避難指示解除についての各地の説明会では、多くの人たちが、「解除は時期尚早」「解除すべきではない」と発言しています。一方で、生きがいがなくなり、狭い仮設住宅でじっとしている高齢者もおり、これ以上の「避難」は限界と感じている人も多いのも事実です。これは、長引く原発災害に対応した長期避難の体制が十分構築できなかったことを物語っています。
復興庁や関連自治体が避難区域の住民を対象に実施している、帰還に関する意向調査によれば、避難区域内の多くのの住民が「戻らない」、「まだ判断がつかない」と回答しています3。また、「帰還する」としているのは、高齢者の1~2人世帯が多く、若い世代は帰ってきません。避難指示が解除されても、空き家が多く、高齢者がぽつりぽつりと住む地域になってしまうでしょう。
「復興」を人々が元の暮らしを取り戻し、幸せにくらすことであるとするならば、現在政府が進めている拙速な帰還政策は、「復興」とは程遠いものです。
3.「被ばく」「健康リスク」を語れぬ空気
現在、福島県内で、「被ばく」「健康リスク」を語ることがタブー視され、不安を感じることがむしろ健康によくないという宣伝がなされています。
一方、県民健康調査においては、事故当時18歳以下の子どもたちで甲状腺がん悪性または疑いと診断された子どもたちの数は184人、手術し、がんと確定した子どもたちは145人となっています。
FoE Japanも設立に協力した「3・11甲状腺がん子ども基金」では、東日本の15の都県の甲状腺がんの子どもたちに療養費を給付していますが、福島県外でも、検診体制が不十分なため発見が遅くなり、肺転移など重症化しているケースが目立っています。
「事故との因果関係はない」とはじめから否定するのではなく、予防原則のもとで、国が責任をもって検診や医療体制の充実などが必要とされています。
人間のための復興を
現在、除染やインフラ、事故由来の放射性廃棄物の減容化施設などに多額の予算がふりわけられています。その中には効果が不明確なもの、環境への影響が甚大であるもの、住民の反対が多いものなどもあり、見直しが必要です。一方で、除染以外の被ばく対策はほとんど行われておらず、保養も民間団体がほそぼそと行っているにすぎません。
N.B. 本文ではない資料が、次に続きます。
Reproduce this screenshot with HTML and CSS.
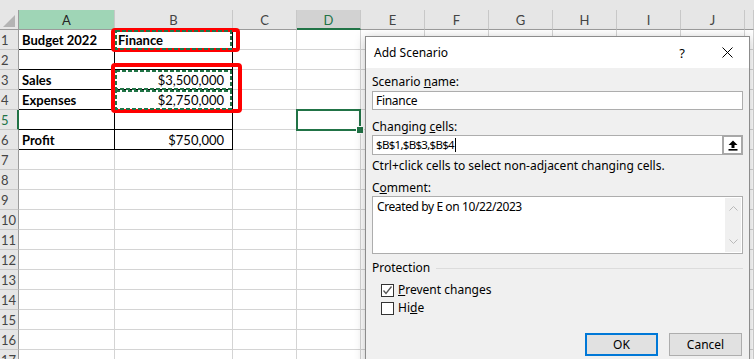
FILE: index.html
```html
<!DOCTYPE html>
<html>
<head>
    <title>Add Scenario</title>
    <link rel="stylesheet" href="styles.css">
</head>
<body>
    <div class="app">
        <div class="topband"></div>
        <div class="grid" id="grid"></div>

        <!-- copy marquee and annotations -->
        <div class="mark mark-b1"></div>
        <div class="mark mark-b34"></div>
        <svg class="ants" width="754" height="359">
            <rect x="116" y="31" width="115" height="18" />
            <rect x="116" y="71" width="115" height="18" />
            <rect x="116" y="91" width="115" height="18" />
        </svg>
        <div class="active-cell"><span class="handle"></span></div>

        <!-- Add Scenario dialog -->
        <div class="dialog">
            <div class="title">
                <span class="title-text">Add Scenario</span>
                <span class="help">?</span>
                <svg class="close" width="11" height="11" viewBox="0 0 11 11">
                    <path d="M0.5 0.5 L10.5 10.5 M10.5 0.5 L0.5 10.5" stroke="#000" stroke-width="1" fill="none"/>
                </svg>
            </div>
            <div class="body">
                <div class="label label-first">Scenario <u>n</u>ame:</div>
                <div class="field">Finance</div>

                <div class="label">Changing <u>c</u>ells:</div>
                <div class="field-row">
                    <div class="field field-grow">$B$1,$B$3,$B$4<span class="caret"></span></div>
                    <div class="collapse">
                        <svg width="10" height="11" viewBox="0 0 10 11">
                            <path d="M5 0.5 L9.5 5 L6.5 5 L6.5 8 L3.5 8 L3.5 5 L0.5 5 Z" fill="#000"/>
                            <rect x="0.5" y="9" width="9" height="1.6" fill="#000"/>
                        </svg>
                    </div>
                </div>
                <div class="hint">Ctrl+click cells to select non-adjacent changing cells.</div>

                <div class="label label-comment">C<u>o</u>mment:</div>
                <div class="memo">
                    <div class="memo-text">Created by E on 10/22/2023</div>
                    <div class="scroll">
                        <svg width="9" height="5" viewBox="0 0 9 5"><path d="M0.5 4.5 L4.5 0.5 L8.5 4.5" stroke="#b9b9b9" fill="none"/></svg>
                        <svg width="9" height="5" viewBox="0 0 9 5"><path d="M0.5 0.5 L4.5 4.5 L8.5 0.5" stroke="#b9b9b9" fill="none"/></svg>
                    </div>
                </div>

                <div class="group">
                    <span>Protection</span>
                    <span class="group-line"></span>
                </div>
                <label class="check check-first">
                    <span class="box">
                        <svg width="11" height="11" viewBox="0 0 11 11"><path d="M1.5 5.5 L4 8.5 L9.5 1.5" stroke="#555" stroke-width="1.3" fill="none"/></svg>
                    </span>
                    <span><u>P</u>revent changes</span>
                </label>
                <label class="check">
                    <span class="box"></span>
                    <span>Hi<u>d</u>e</span>
                </label>

                <div class="buttons">
                    <button class="btn btn-default">OK</button>
                    <button class="btn">Cancel</button>
                </div>
            </div>
        </div>
    </div>

    <script>
        const colNames = ['A', 'B', 'C', 'D', 'E', 'F', 'G', 'H', 'I', 'J', ''];
        const rows = {
            1: [{ text: 'Budget 2022', bold: true }, { text: 'Finance', bold: true }],
            3: [{ text: 'Sales', bold: true }, { text: '$3,500,000', num: true }],
            4: [{ text: 'Expenses', bold: true }, { text: '$2,750,000', num: true }],
            6: [{ text: 'Profit', bold: true }, { text: '$750,000', num: true }]
        };

        const grid = document.getElementById('grid');

        function addCell(cls, text) {
            const div = document.createElement('div');
            div.className = cls;
            if (text) div.textContent = text;
            grid.appendChild(div);
        }

        // Header row
        addCell('hdr corner');
        colNames.forEach(name => {
            let cls = 'hdr col-hdr';
            if (name === 'A') cls += ' col-marked';
            if (name === 'D') cls += ' col-active';
            addCell(cls, name);
        });

        // Rows 1..17
        for (let r = 1; r <= 17; r++) {
            addCell(r === 5 ? 'hdr row-hdr row-active' : 'hdr row-hdr', String(r));
            colNames.forEach((name, i) => {
                let cls = 'cell';
                let text = '';
                if (r <= 6 && i < 2) cls += ' boxed';
                if (rows[r] && rows[r][i]) {
                    const c = rows[r][i];
                    text = c.text;
                    if (c.bold) cls += ' bold';
                    if (c.num) cls += ' num';
                }
                addCell(cls, text);
            });
        }
    </script>
</body>
</html>
```

FILE: styles.css
```css
body { margin: 0; overflow: hidden; background: #fff; }
.app { position: relative; width: 754px; height: 359px; overflow: hidden; background: #e6e6e6; font-family: Lato, sans-serif; }
.topband { height: 10px; }

/* spreadsheet */
.grid { display: grid; grid-template-columns: 19px 96px 118px repeat(8, 64px) 1fr; grid-auto-rows: 20px; background: #fff; }
.grid div { box-sizing: border-box; border-right: 1px solid #d4d4d4; border-bottom: 1px solid #d4d4d4; font-size: 13px; line-height: 20px; padding: 0 3px; white-space: nowrap; overflow: hidden; color: #000; }
.grid .hdr { background: #e6e6e6; color: #444; border-right-color: #c8c8c8; border-bottom-color: #c8c8c8; }
.grid .col-hdr { text-align: center; border-bottom-color: #9b9b9b; }
.grid .corner { border-bottom-color: #9b9b9b; border-right-color: #9b9b9b; position: relative; }
.grid .corner::after { content: ""; position: absolute; right: 3px; bottom: 2px; border-style: solid; border-width: 0 0 12px 12px; border-color: transparent transparent #b4b4b4 transparent; }
.grid .col-marked { background: #9fd5b6; color: #262626; }
.grid .col-active { background: #d2d2d2; color: #217346; border-bottom: 2px solid #217346; }
.grid .row-hdr { padding: 0 0 0 1px; border-right-color: #9b9b9b; }
.grid .row-active { border-right: 2px solid #217346; color: #217346; }
.grid .boxed { border-right-color: #000; border-bottom-color: #000; }
.grid .bold { font-weight: bold; }
.grid .num { text-align: right; padding-right: 8px; }

/* overlays */
.mark { position: absolute; border: 4px solid #f00; border-radius: 4px; box-sizing: border-box; }
.mark-b1 { left: 111px; top: 28px; width: 129px; height: 24px; }
.mark-b34 { left: 111px; top: 63px; width: 131px; height: 50px; }
.ants { position: absolute; left: 0; top: 0; pointer-events: none; }
.ants rect { fill: none; stroke: #217346; stroke-width: 2; stroke-dasharray: 4 2; }
.active-cell { position: absolute; left: 296px; top: 109px; width: 65px; height: 22px; box-sizing: border-box; border: 2px solid #217346; }
.handle { position: absolute; right: -5px; bottom: -5px; width: 6px; height: 6px; background: #217346; border: 1px solid #fff; }

/* dialog */
.dialog { position: absolute; left: 365px; top: 36px; width: 385px; height: 340px; box-sizing: border-box; border: 1px solid #8c8c8c; background: #f0f0f0; font-family: "Noto Sans", sans-serif; font-size: 12px; color: #000; box-shadow: 0 2px 10px rgba(0, 0, 0, 0.25); }
.title { height: 31px; background: #fff; display: flex; align-items: center; padding-left: 8px; }
.title-text { flex: 1; }
.help { margin-right: 37px; font-size: 13px; }
.close { margin-right: 16px; }
.body { padding: 0 6px; }
.label { line-height: 14px; margin-top: 10px; }
.label-first { margin-top: 7px; }
.label-comment { margin-top: 8px; }
.field { height: 19px; margin-top: 2px; box-sizing: border-box; border: 1px solid #adadad; background: #fff; padding: 0 4px 0 3px; line-height: 17px; letter-spacing: -0.3px; }
.field-row { display: flex; margin-top: 1px; }
.field-grow { flex: 1; margin-top: 0; height: 20px; line-height: 18px; border-right: none; font-size: 11.5px; letter-spacing: -0.7px; }
.caret { display: inline-block; width: 1px; height: 14px; margin-left: 1px; background: #000; vertical-align: -3px; }
.collapse { width: 21px; height: 20px; box-sizing: border-box; border: 2px solid #a8a8a8; background: #fff; display: flex; align-items: center; justify-content: center; }
.hint { line-height: 14px; margin-top: 4px; }
.memo { display: flex; height: 58px; margin-top: 1px; box-sizing: border-box; border: 1px solid #adadad; background: #fff; }
.memo-text { flex: 1; padding: 2px 4px; line-height: 15px; letter-spacing: -0.4px; }
.scroll { width: 16px; margin: 1px 1px 1px 0; background: #f0f0f0; display: flex; flex-direction: column; justify-content: space-between; align-items: center; padding: 8px 0; box-sizing: border-box; }
.group { display: flex; align-items: center; margin-top: 7px; line-height: 14px; }
.group-line { flex: 1; height: 1px; background: #dcdcdc; margin-left: 6px; }
.check { display: flex; align-items: center; margin: 4px 0 0 9px; line-height: 14px; }
.check-first { margin-top: 8px; }
.box { width: 13px; height: 13px; box-sizing: border-box; border: 1px solid #333; background: #fff; margin-right: 4px; display: flex; align-items: center; justify-content: center; }
.buttons { display: flex; justify-content: flex-end; gap: 11px; margin-top: 18px; padding-right: 1px; }
.btn { width: 73px; height: 23px; box-sizing: border-box; border: 1px solid #adadad; background: #e1e1e1; font-family: "Noto Sans", sans-serif; font-size: 12px; color: #000; padding: 0; }
.btn-default { border: 2px solid #0078d7; }
```
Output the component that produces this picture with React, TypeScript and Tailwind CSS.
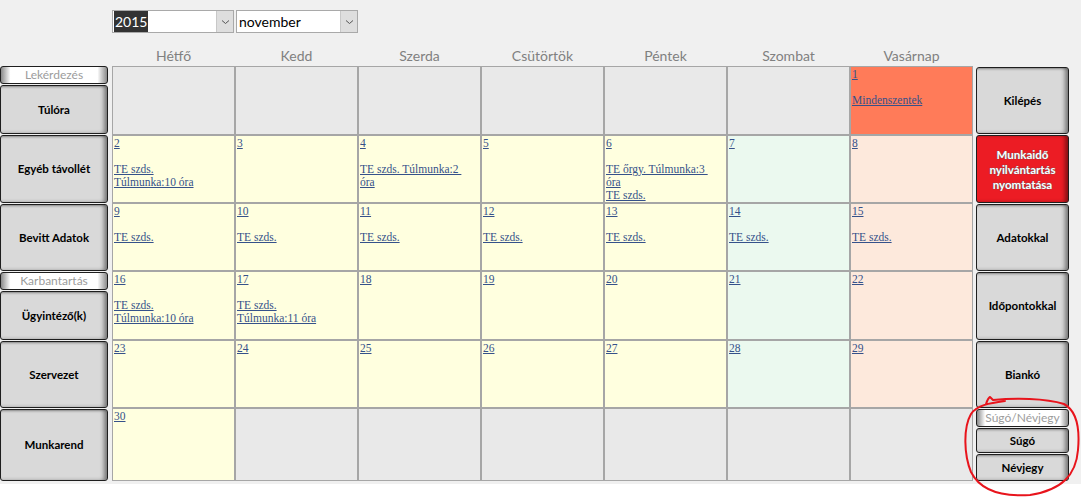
import React from "react";

type Cell = { day?: number; kind: "empty" | "work" | "sat" | "sun" | "holiday"; lines?: string[][] };

const DAYS = ["Hétfő", "Kedd", "Szerda", "Csütörtök", "Péntek", "Szombat", "Vasárnap"];

const w = (day: number, lines: string[][] = []): Cell => ({ day, kind: "work", lines });
const sat = (day: number, lines: string[][] = []): Cell => ({ day, kind: "sat", lines });
const sun = (day: number, lines: string[][] = []): Cell => ({ day, kind: "sun", lines });
const empty: Cell = { kind: "empty" };

const CELLS: Cell[] = [
  empty, empty, empty, empty, empty, empty,
  { day: 1, kind: "holiday", lines: [["Mindenszentek"]] },
  w(2, [["TE szds."], ["Túlmunka:10 óra"]]),
  w(3),
  w(4, [["TE szds. Túlmunka:2 ", "óra"]]),
  w(5),
  w(6, [["TE őrgy. Túlmunka:3 ", "óra"], ["TE szds."]]),
  sat(7),
  sun(8),
  w(9, [["TE szds."]]),
  w(10, [["TE szds."]]),
  w(11, [["TE szds."]]),
  w(12, [["TE szds."]]),
  w(13, [["TE szds."]]),
  sat(14, [["TE szds."]]),
  sun(15, [["TE szds."]]),
  w(16, [["TE szds."], ["Túlmunka:10 óra"]]),
  w(17, [["TE szds."], ["Túlmunka:11 óra"]]),
  w(18), w(19), w(20), sat(21), sun(22),
  w(23), w(24), w(25), w(26), w(27), sat(28), sun(29),
  w(30), empty, empty, empty, empty, empty, empty,
];

const cellBg: Record<Cell["kind"], string> = {
  empty: "bg-[#e9e9e9]",
  work: "bg-[#ffffdf]",
  sat: "bg-[#ebf9ef]",
  sun: "bg-[#fde9dc]",
  holiday: "bg-[#ff7b59]",
};

function Btn({ label, h }: { label: string; h: string }) {
  return (
    <div
      className={`${h} flex items-center justify-center rounded-[3px] border border-[#1e1e1e] bg-[#d9d9d9] text-center text-[11.5px] font-bold text-black shadow-[inset_-4px_0_4px_-1px_rgba(0,0,0,0.45),inset_0_2px_2px_-1px_rgba(0,0,0,0.25)]`}
    >
      {label}
    </div>
  );
}

function Label({ label }: { label: string }) {
  return (
    <div className="flex h-[18px] items-center justify-center rounded-[3px] border border-[#1e1e1e] bg-[linear-gradient(90deg,#8a8a8a_0%,#ffffff_9%,#ffffff_91%,#8a8a8a_100%)] text-[12px] text-[#9c9c9c]">
      {label}
    </div>
  );
}

function Select({ value, selected }: { value: string; selected?: boolean }) {
  return (
    <div className="flex h-[23px] w-[122px] items-stretch border border-[#a9a9a9] bg-white">
      <div className="flex flex-1 items-center pl-[1px] text-[14px] text-black">
        <span className={selected ? "bg-[#333333] px-[1px] text-white" : "pl-[1px]"}>{value}</span>
      </div>
      <div className="flex w-[17px] items-center justify-center border-l border-[#c8c8c8] bg-[#dedede]">
        <svg width="9" height="6" viewBox="0 0 9 6">
          <path d="M1 1.5 L4.5 4.5 L8 1.5" fill="none" stroke="#555" strokeWidth="1" />
        </svg>
      </div>
    </div>
  );
}

export default function App() {
  return (
    <div
      className="relative h-[499px] w-[1081px] overflow-hidden bg-white"
      style={{ fontFamily: "Lato, 'Liberation Sans', sans-serif" }}
    >
      <div className="h-[484px] bg-[#f0f0f0]">
        <div className="flex gap-[2px] pl-[112px] pt-[10px]">
          <Select value="2015" selected />
          <Select value="november" />
        </div>

        <div className="ml-[112px] mt-[12px] grid h-[21px] w-[861px] grid-cols-7 items-center text-center text-[14px] text-[#808080]">
          {DAYS.map((d) => (
            <div key={d}>{d}</div>
          ))}
        </div>

        <div className="flex">
          <div className="flex w-[108px] flex-col gap-[1px]">
            <Label label="Lekérdezés" />
            <Btn label="Túlóra" h="h-[49px]" />
            <Btn label="Egyéb távollét" h="h-[68px]" />
            <Btn label="Bevitt Adatok" h="h-[67px]" />
            <Label label="Karbantartás" />
            <Btn label="Ügyintéző(k)" h="h-[49px]" />
            <Btn label="Szervezet" h="h-[67px]" />
            <Btn label="Munkarend" h="h-[72px]" />
          </div>

          <div
            className="ml-[4px] grid w-[861px] grid-cols-7 grid-rows-[67px_66px_66px_67px_66px_71px] gap-[2px] border border-[#a6a6a6] bg-[#a6a6a6]"
            style={{ fontFamily: "'Liberation Serif', serif" }}
          >
            {CELLS.map((c, i) => (
              <div key={i} className={`${cellBg[c.kind]} pl-[1px] pt-[1px] text-[11.5px] leading-[13px] text-[#35518a]`}>
                {c.day !== undefined && (
                  <>
                    <div>
                      <span className="underline">{c.day}</span>
                    </div>
                    {c.lines && c.lines.length > 0 && <div className="h-[13px]" />}
                    {c.lines?.map((parts, j) =>
                      parts.map((p, k) => (
                        <div key={`${j}-${k}`}>
                          <span className="whitespace-pre underline">{p}</span>
                        </div>
                      ))
                    )}
                  </>
                )}
              </div>
            ))}
          </div>

          <div className="ml-[3px] mt-[1px] flex w-[93px] flex-col gap-[1px]">
            <Btn label="Kilépés" h="h-[67px]" />
            <div className="flex h-[68px] items-center justify-center rounded-[3px] border border-[#1e1e1e] bg-[#ec1c24] text-center text-[11.5px] font-bold leading-[15px] text-white shadow-[inset_-4px_0_4px_-1px_rgba(0,0,0,0.45)] [text-shadow:0_0_1px_#666,0_0_1px_#666]">
              Munkaidő
              <br />
              nyilvántartás
              <br />
              nyomtatása
            </div>
            <Btn label="Adatokkal" h="h-[67px]" />
            <Btn label="Időpontokkal" h="h-[68px]" />
            <Btn label="Biankó" h="h-[67px]" />
            <Label label="Súgó/Névjegy" />
            <Btn label="Súgó" h="h-[25px]" />
            <Btn label="Névjegy" h="h-[27px]" />
          </div>
        </div>
      </div>

      <svg className="pointer-events-none absolute inset-0" width="1081" height="499" viewBox="0 0 1081 499">
        <path
          d="M986 404 C987 401 988 398 990 397 C991 398 992 399 993 400 C1015 398 1045 398 1064 404 C1077 411 1080 428 1078 450 C1076 475 1062 490 1030 495 C1000 497 980 490 971 472 C964 455 963 428 971 414 C977 405 990 403 1005 401"
          fill="none"
          stroke="#e8141c"
          strokeWidth="2"
          strokeLinecap="round"
          strokeLinejoin="round"
        />
      </svg>
    </div>
  );
}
「復興」の名のもとに、避難者を減らし、被ばく影響を否定することによって、原発事故被害者はむしろ追いつめられています。被害を過小評価せず、事故の責任を明らかにし、被害者が生きがいと尊厳をもってくらせるような措置を講じることが、求められています。
注:
1 現在の公営住宅(無償)の入居期限の延長…北海道、札幌市、京都府、伊勢市、鳥取県、鳥取市、米子市など
公営住宅の無償提供…山形県など
公営住宅の「優先枠」「専用枠」の設定…東京都、埼玉県など
引っ越し費用の補助…秋田県、山形県、新潟県など
家賃補助…新潟県、沖縄県など
2 2015年9月5日に避難指示が解除された楢葉町においては、2017年3月3日現在、16.4%の帰還にとどまっている(楢葉町発表)。
3 2017年4月1日に避難指示解除が決まった富岡町では、2016年10月に発表された政府の意向調査(回答率46.3%)によれば、「戻りたいと考えている」は全体の16%。この割合は高齢者ほど高い。一方、「戻らないと決めている」は30代が最多。
「戻りたい」のうち、「時期は決めていないがいずれはもどりたい」が37.5%。さらに、解除後すぐに帰還する世帯の構成は、1~2人世帯がほとんどだ。
「帰還の判断がつかない」あるいは「戻らないと決めている」理由として「原子力発電所の安全性に不安があるから」「医療環境に不安があるから」「家が汚染劣化し、住める状況ではないから」などが上位にあがっている。